* WHAT YOU NEED TO DO
Please transcribe the listing below in full and word for word, without its pictures.

Pages as source code:
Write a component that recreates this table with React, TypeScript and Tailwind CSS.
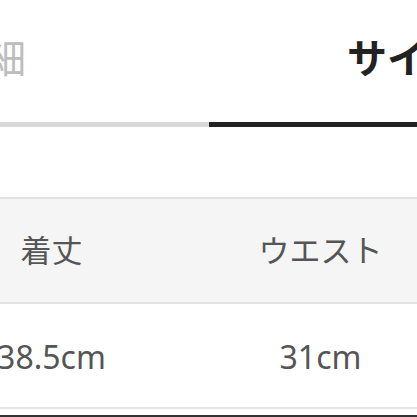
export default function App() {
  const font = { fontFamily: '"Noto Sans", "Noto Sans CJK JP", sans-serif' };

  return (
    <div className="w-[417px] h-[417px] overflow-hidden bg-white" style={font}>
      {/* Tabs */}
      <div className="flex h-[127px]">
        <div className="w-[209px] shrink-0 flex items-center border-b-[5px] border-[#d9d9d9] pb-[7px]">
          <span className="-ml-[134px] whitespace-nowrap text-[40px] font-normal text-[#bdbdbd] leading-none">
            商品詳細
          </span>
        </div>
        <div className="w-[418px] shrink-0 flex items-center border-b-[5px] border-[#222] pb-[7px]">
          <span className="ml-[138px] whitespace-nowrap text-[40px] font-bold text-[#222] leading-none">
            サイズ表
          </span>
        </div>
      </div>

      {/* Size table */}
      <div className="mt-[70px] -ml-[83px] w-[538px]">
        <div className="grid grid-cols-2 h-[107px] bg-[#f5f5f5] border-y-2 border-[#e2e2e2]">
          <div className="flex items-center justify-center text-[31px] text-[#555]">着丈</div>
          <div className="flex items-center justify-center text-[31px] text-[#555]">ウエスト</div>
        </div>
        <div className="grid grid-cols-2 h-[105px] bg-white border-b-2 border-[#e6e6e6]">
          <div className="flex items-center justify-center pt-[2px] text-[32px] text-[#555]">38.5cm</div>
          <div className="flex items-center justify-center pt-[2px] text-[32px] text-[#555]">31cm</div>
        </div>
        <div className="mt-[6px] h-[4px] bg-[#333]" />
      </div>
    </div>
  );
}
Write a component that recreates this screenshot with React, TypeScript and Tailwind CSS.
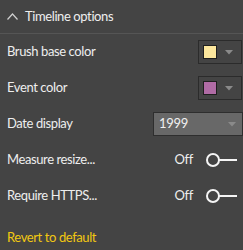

* SOLUTION TO THIS TASK
Write a component that recreates this table with React, TypeScript and Tailwind CSS.
export default function App() {
  const font = { fontFamily: '"Noto Sans", "Noto Sans CJK JP", sans-serif' };

  return (
    <div className="w-[417px] h-[417px] overflow-hidden bg-white" style={font}>
      {/* Tabs */}
      <div className="flex h-[127px]">
        <div className="w-[209px] shrink-0 flex items-center border-b-[5px] border-[#d9d9d9] pb-[7px]">
          <span className="-ml-[134px] whitespace-nowrap text-[40px] font-normal text-[#bdbdbd] leading-none">
            商品詳細
          </span>
        </div>
        <div className="w-[418px] shrink-0 flex items-center border-b-[5px] border-[#222] pb-[7px]">
          <span className="ml-[138px] whitespace-nowrap text-[40px] font-bold text-[#222] leading-none">
            サイズ表
          </span>
        </div>
      </div>

      {/* Size table */}
      <div className="mt-[70px] -ml-[83px] w-[538px]">
        <div className="grid grid-cols-2 h-[107px] bg-[#f5f5f5] border-y-2 border-[#e2e2e2]">
          <div className="flex items-center justify-center text-[31px] text-[#555]">着丈</div>
          <div className="flex items-center justify-center text-[31px] text-[#555]">ウエスト</div>
        </div>
        <div className="grid grid-cols-2 h-[105px] bg-white border-b-2 border-[#e6e6e6]">
          <div className="flex items-center justify-center pt-[2px] text-[32px] text-[#555]">38.5cm</div>
          <div className="flex items-center justify-center pt-[2px] text-[32px] text-[#555]">31cm</div>
        </div>
        <div className="mt-[6px] h-[4px] bg-[#333]" />
      </div>
    </div>
  );
}
Write a component that recreates this screenshot with React, TypeScript and Tailwind CSS.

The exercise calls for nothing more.